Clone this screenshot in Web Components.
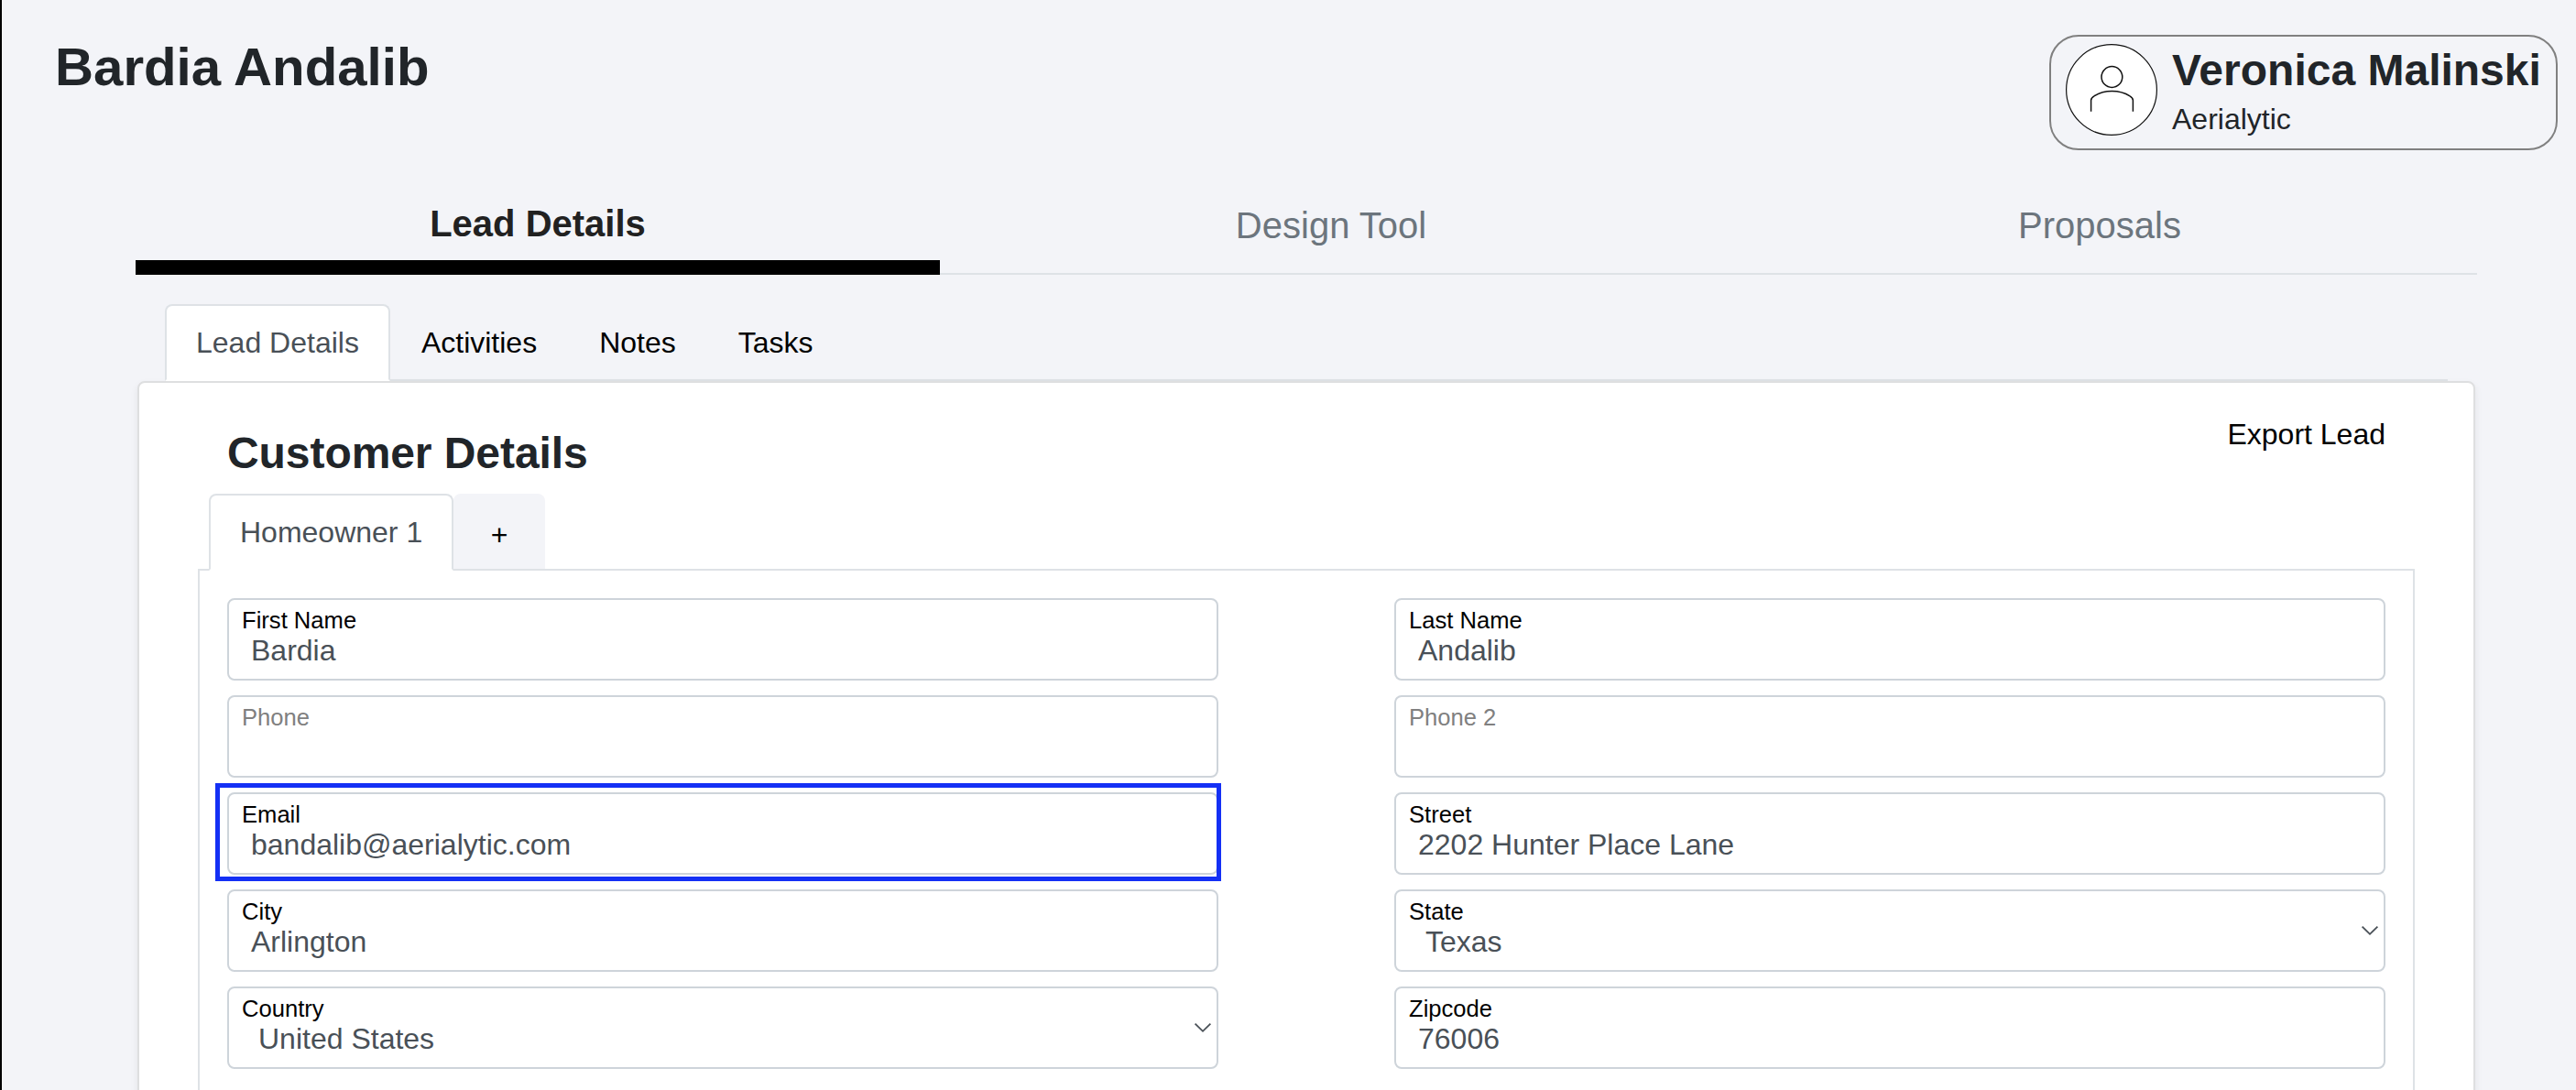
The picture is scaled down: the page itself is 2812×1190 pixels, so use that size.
<!DOCTYPE html>
<html lang="en">
<head>
<meta charset="utf-8">
<title>Lead Details</title>
<style>
    body {
        margin: 0;
        height: 1190px;
        overflow: hidden;
        background: #f3f4f8;
        color: #212529;
        font: 32px "Liberation Sans", Arial, sans-serif;
    }
</style>
</head>
<body>
<lead-page></lead-page>

<script>
class UserBadge extends HTMLElement {
    constructor() {
        super();
        this.shadow = this.attachShadow({ mode: 'open' });
    }

    connectedCallback() {
        this.shadow.innerHTML = /*html*/ `
            <style>
                :host {
                    display: flex;
                    box-sizing: border-box;
                    width: 555px;
                    height: 126px;
                    padding: 8px 0 0 16px;
                    gap: 16px;
                    border: 2px solid #808080;
                    border-radius: 32px;
                }
                svg { display: block; flex: none; }
                .name { margin-top: 1px; font-size: 48px; font-weight: bold; line-height: 56px; white-space: nowrap; }
                .company { margin-top: 1px; line-height: 48px; }
            </style>
            <svg width="100" height="100" viewBox="0 0 100 100" fill="none" stroke="#111" stroke-width="1.5">
                <circle cx="50" cy="50" r="49.4" fill="#fff" stroke-width="1.2"/>
                <circle cx="50.4" cy="36" r="11.4"/>
                <path d="M27.6 73.8V61.5Q27.6 58.8 31 56.8C42 49.6 59 49.6 70 56.8Q73.4 58.8 73.4 61.5V73.8"/>
            </svg>
            <div>
                <div class="name"><slot name="name"></slot></div>
                <div class="company"><slot name="company"></slot></div>
            </div>
        `
    }
}

class MainTab extends HTMLElement {
    constructor() {
        super();
        this.shadow = this.attachShadow({ mode: 'open' });
    }

    connectedCallback() {
        this.shadow.innerHTML = /*html*/ `
            <style>
                :host {
                    display: block;
                    box-sizing: border-box;
                    height: 86px;
                    padding-top: 2px;
                    border-bottom: 2px solid #dee2e6;
                    color: #6c757d;
                    font-size: 40px;
                    line-height: 60px;
                    text-align: center;
                }
                :host([active]) {
                    padding-top: 0;
                    border-bottom: 16px solid #000;
                    color: #212121;
                    font-weight: bold;
                }
            </style>
            <slot></slot>
        `
    }
}

// folder style tab, sits on the bottom line of its nav
class FolderTab extends HTMLElement {
    constructor() {
        super();
        this.shadow = this.attachShadow({ mode: 'open' });
    }

    connectedCallback() {
        this.shadow.innerHTML = /*html*/ `
            <style>
                :host {
                    display: block;
                    box-sizing: border-box;
                    height: 84px;
                    margin-bottom: -2px;
                    padding: 0 32px;
                    border: 2px solid transparent;
                    border-radius: 8px 8px 0 0;
                    color: #000;
                    line-height: 80px;
                    white-space: nowrap;
                }
                :host([active]) {
                    border-color: #dee2e6 #dee2e6 #fff;
                    background: #fff;
                    color: #495057;
                }
                :host([add]) {
                    width: 100px;
                    height: 82px;
                    margin-bottom: 0;
                    padding: 4px 0 0;
                    background: #f3f4f8;
                    line-height: 78px;
                    text-align: center;
                }
            </style>
            <slot></slot>
        `
    }
}

class FormField extends HTMLElement {
    constructor() {
        super();
        this.shadow = this.attachShadow({ mode: 'open' });
    }

    connectedCallback() {
        const label = this.getAttribute('label')
        const value = this.getAttribute('value') || ''
        const chevron = /*html*/ `
            <svg width="20" height="12" viewBox="0 0 20 12" fill="none" stroke="#495057" stroke-width="1.8">
                <path d="M1.6 1.6L10 9.8L18.4 1.6"/>
            </svg>`

        this.shadow.innerHTML = /*html*/ `
            <style>
                :host {
                    display: flex;
                    position: relative;
                    box-sizing: border-box;
                    height: 90px;
                    padding-right: 5px;
                    align-items: center;
                    justify-content: space-between;
                    border: 2px solid #ced4da;
                    border-radius: 8px;
                    background: #fff;
                }
                .text { align-self: flex-start; }
                .label { padding: 7px 0 0 14px; color: #000; font-size: 25.6px; line-height: 30px; }
                .value { padding-left: 24px; color: #495057; line-height: 36px; }
                :host([select]) .value { padding-left: 32px; }
                :host([empty]) .label { color: #808080; }
                /* marker frame drawn round the whole field */
                :host([marked])::after {
                    content: "";
                    position: absolute;
                    inset: -12px -5px -9px -15px;
                    border: 5px solid #1430f5;
                }
            </style>
            <div class="text">
                <div class="label">${label}</div>
                <div class="value">${value}</div>
            </div>
            ${this.hasAttribute('select') ? chevron : ''}
        `
    }
}

class LeadCard extends HTMLElement {
    constructor() {
        super();
        this.shadow = this.attachShadow({ mode: 'open' });
    }

    connectedCallback() {
        this.shadow.innerHTML = /*html*/ `
            <style>
                :host {
                    display: block;
                    box-sizing: border-box;
                    height: 820px;
                    margin: 0 2px;
                    padding: 32px 64px 0;
                    border: 2px solid #dedfe0;
                    border-radius: 8px;
                    background: #fff;
                    box-shadow: 0 4px 8px rgba(0, 0, 0, .075);
                }
                header { display: flex; justify-content: space-between; padding: 0 32px; }
                h2 { margin: 15px 0 0; font-size: 48px; line-height: 60px; letter-spacing: -.07px; }
                .export { color: #000; line-height: 48px; }
                nav {
                    display: flex;
                    height: 82px;
                    margin-top: 14px;
                    padding-left: 12px;
                    border-bottom: 2px solid #dee2e6;
                }
                .pane {
                    display: grid;
                    grid-template-columns: 1fr 1fr;
                    gap: 16px 192px;
                    height: 600px;
                    padding: 30px;
                    align-content: start;
                    border: solid #dee2e6;
                    border-width: 0 2px;
                }
            </style>
            <header>
                <h2>Customer Details</h2>
                <div class="export">Export Lead</div>
            </header>
            <nav>
                <folder-tab active>Homeowner 1</folder-tab>
                <folder-tab add>+</folder-tab>
            </nav>
            <div class="pane"><slot></slot></div>
        `
    }
}

class LeadPage extends HTMLElement {
    constructor() {
        super();
        this.shadow = this.attachShadow({ mode: 'open' });
    }

    connectedCallback() {
        this.shadow.innerHTML = /*html*/ `
            <style>
                :host {
                    display: block;
                    box-sizing: border-box;
                    height: 1190px;
                    overflow: hidden;
                    border-left: 2px solid #000;
                }
                header { display: flex; justify-content: space-between; padding: 38px 20px 0 58px; }
                h1 { margin: 0; font-size: 58.2px; line-height: 70px; }
                main { margin: 50px 108px 0 146px; }
                .main-tabs { display: grid; grid-template-columns: 878fr 854fr 824fr; }
                .sub-tabs {
                    display: flex;
                    height: 82px;
                    margin: 32px 32px 0;
                    border-bottom: 2px solid #dee2e6;
                }
            </style>
            <header>
                <h1>Bardia Andalib</h1>
                <user-badge>
                    <span slot="name">Veronica Malinski</span>
                    <span slot="company">Aerialytic</span>
                </user-badge>
            </header>
            <main>
                <nav class="main-tabs">
                    <main-tab active>Lead Details</main-tab>
                    <main-tab>Design Tool</main-tab>
                    <main-tab>Proposals</main-tab>
                </nav>
                <nav class="sub-tabs">
                    <folder-tab active>Lead Details</folder-tab>
                    <folder-tab>Activities</folder-tab>
                    <folder-tab>Notes</folder-tab>
                    <folder-tab>Tasks</folder-tab>
                </nav>
                <lead-card>
                    <form-field label="First Name" value="Bardia"></form-field>
                    <form-field label="Last Name" value="Andalib"></form-field>
                    <form-field label="Phone" empty></form-field>
                    <form-field label="Phone 2" empty></form-field>
                    <form-field label="Email" value="bandalib@aerialytic.com" marked></form-field>
                    <form-field label="Street" value="2202 Hunter Place Lane"></form-field>
                    <form-field label="City" value="Arlington"></form-field>
                    <form-field label="State" value="Texas" select></form-field>
                    <form-field label="Country" value="United States" select></form-field>
                    <form-field label="Zipcode" value="76006"></form-field>
                </lead-card>
            </main>
        `
    }
}

customElements.define("user-badge", UserBadge)
customElements.define("main-tab", MainTab)
customElements.define("folder-tab", FolderTab)
customElements.define("form-field", FormField)
customElements.define("lead-card", LeadCard)
customElements.define("lead-page", LeadPage)
</script>
</body>
</html>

☆ ☆ ☆ ☆ ☆ ☆ ☆

*What you need to do:* Copy exactly the lines running from the beginning of the listing through the line that has "<lead-page></lead-page>". Drop the pictures.

*Solution below:*
Clone this screenshot in Web Components.
The picture is scaled down: the page itself is 2812×1190 pixels, so use that size.
<!DOCTYPE html>
<html lang="en">
<head>
<meta charset="utf-8">
<title>Lead Details</title>
<style>
    body {
        margin: 0;
        height: 1190px;
        overflow: hidden;
        background: #f3f4f8;
        color: #212529;
        font: 32px "Liberation Sans", Arial, sans-serif;
    }
</style>
</head>
<body>
<lead-page></lead-page>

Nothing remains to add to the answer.